Why BPEL process instances may appear on the Manual Recovery List

- August 12, 2007

Applies to:
Oracle(R) BPEL Process Manager - Version: 10.1.2 to 10.1.3.1

Solution
Messages appearing on the Recovery Console happen for a number of reasons, namely;

BPEL has a Delivery Service that intercepts the incoming messages. Once it intercepts an incoming message, the delivery service does two things: 1) Put a very short JMS message to the in-memory queue . The small JMS message will trigger work further downstream of the process. 2) Save the BPEL message to tables at the dehydration store.

In the same thread the BPEL engine instantiate or continue the BPEL instance. By the time the engine finishes processing this message (i.e. hits the end of the process, or hits the first dehydration point) the engine will update the message tables to mark the message as "HANDLED".

The Recovery page shows those invoke or callback messages that are NOT in the HANDLED state. If you click fast enough, you will see messages come and go on the Recovery page. So seeing messages at the Recovery page does not necessarily mean there are problems, unless ...

Unless they stay there permanently. They stay there permanently because there are no more JMS messages to trigger the WorkerBean to process those un-handled BPEL messages in invoke_message or dlv_message tables. Derived from this, these are the scenarios that could cause the BPEL messages stay at UNRESOLVED states:

* The server shuts down or crash before it finish processing the BPEL message. When the server re-started again, the in-memory JMS message associated with the invoke or call back message is already is already gone.
* The engine could not finish processing the message before reaching the time-out as dictated by the transaction-time out specified in the server.xml. In such case it rolls back the message to the message table. But the JMS message associated with the invoke messages are already consumed.
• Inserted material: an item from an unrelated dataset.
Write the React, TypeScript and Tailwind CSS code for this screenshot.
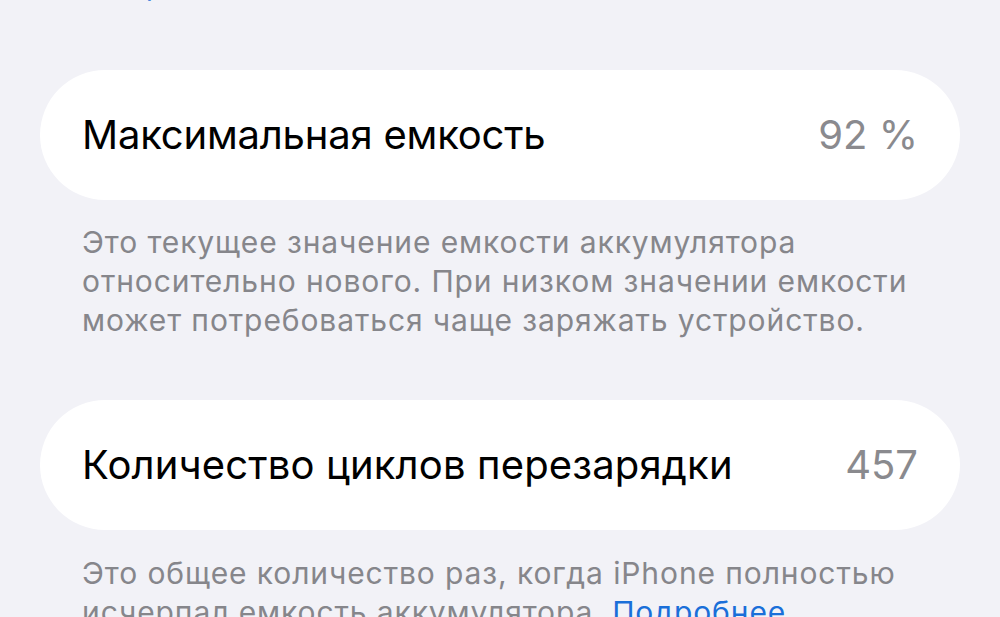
const FONT = "font-['Inter','Liberation_Sans',sans-serif]";

function Row({ title, value, track }: { title: string; value: string; track: string }) {
  return (
    <div className="mx-[40px] h-[130px] rounded-[65px] bg-white flex items-center justify-between pl-[42px] pr-[42px]">
      <span className={`text-[40px] leading-none text-black ${track}`}>{title}</span>
      <span className="text-[40px] leading-none text-[#8a8a8e]">{value}</span>
    </div>
  );
}

function Footer({ lines, className }: { lines: React.ReactNode[]; className?: string }) {
  return (
    <div className={`px-[82px] text-[30px] leading-[39px] tracking-[0.9px] text-[#86868b] ${className ?? ''}`}>
      {lines.map((l, i) => (
        <div key={i} className="whitespace-nowrap">{l}</div>
      ))}
    </div>
  );
}

export default function App() {
  return (
    <div className={`w-[1000px] h-[617px] overflow-hidden bg-[#f2f2f7] ${FONT}`}>
      {/* tail of the previous section's link */}
      <div className="h-[3px] overflow-hidden">
        <p className="mt-[-35px] pl-[84px] text-[30px] leading-[39px] tracking-[0.9px] text-[#1a6fd9]">Подробнее</p>
      </div>

      <div className="mt-[67px]">
        <Row title="Максимальная емкость" value="92 %" track="tracking-[-0.2px]" />
      </div>
      <Footer
        className="mt-[23px]"
        lines={[
          'Это текущее значение емкости аккумулятора',
          'относительно нового. При низком значении емкости',
          'может потребоваться чаще заряжать устройство.',
        ]}
      />

      <div className="mt-[60px]">
        <Row title="Количество циклов перезарядки" value="457" track="tracking-[0.15px]" />
      </div>
      <Footer
        className="mt-[24px]"
        lines={[
          'Это общее количество раз, когда iPhone полностью',
          <>исчерпал емкость аккумулятора. <span className="text-[#1a6fd9]">Подробнее</span></>,
        ]}
      />
    </div>
  );
}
In these cases, no more events (i.e. JMS messages) to trigger the engine to process the BPEL messages in invoke_message or dlv_message tables. Therefore a manual recovery is performed.

References
Bug 4859293 - REQUEST AN AUTOMATED RECOVERY ACTIVITY INTO BPEL CODE FOR FAILED PROCESSES

Comments

javachic said…

I have a problem in production where
responses are "stuck" in a callback.
We are have asynchronous services.
At the time when response is permanently "stuck" in callback we are seeing messages in the log like
"subscriber not found". But, if
we attempt to do "Perform manual recover" I get message that multiple instances are found with the same Id.
Those instances are invoked by BPEL itself, the ID is given by BPEL, I don't quite understand why there are multiple instances.

We have Oralcle BPEL 10.1.3.3.1 clustered with RAC. We have not seen this issue in DEV, where it is not clustered.

What is working for recovery:

1. Manually get response message that stuck in "callback" using apis
2. Manually post response to the open instance.
3. That keeps it going.

Do you have any ideas what is going on? why responses getting "stuck" in "callback"?

Thank you,
Tanya.

November 9, 2009 at 12:57 PM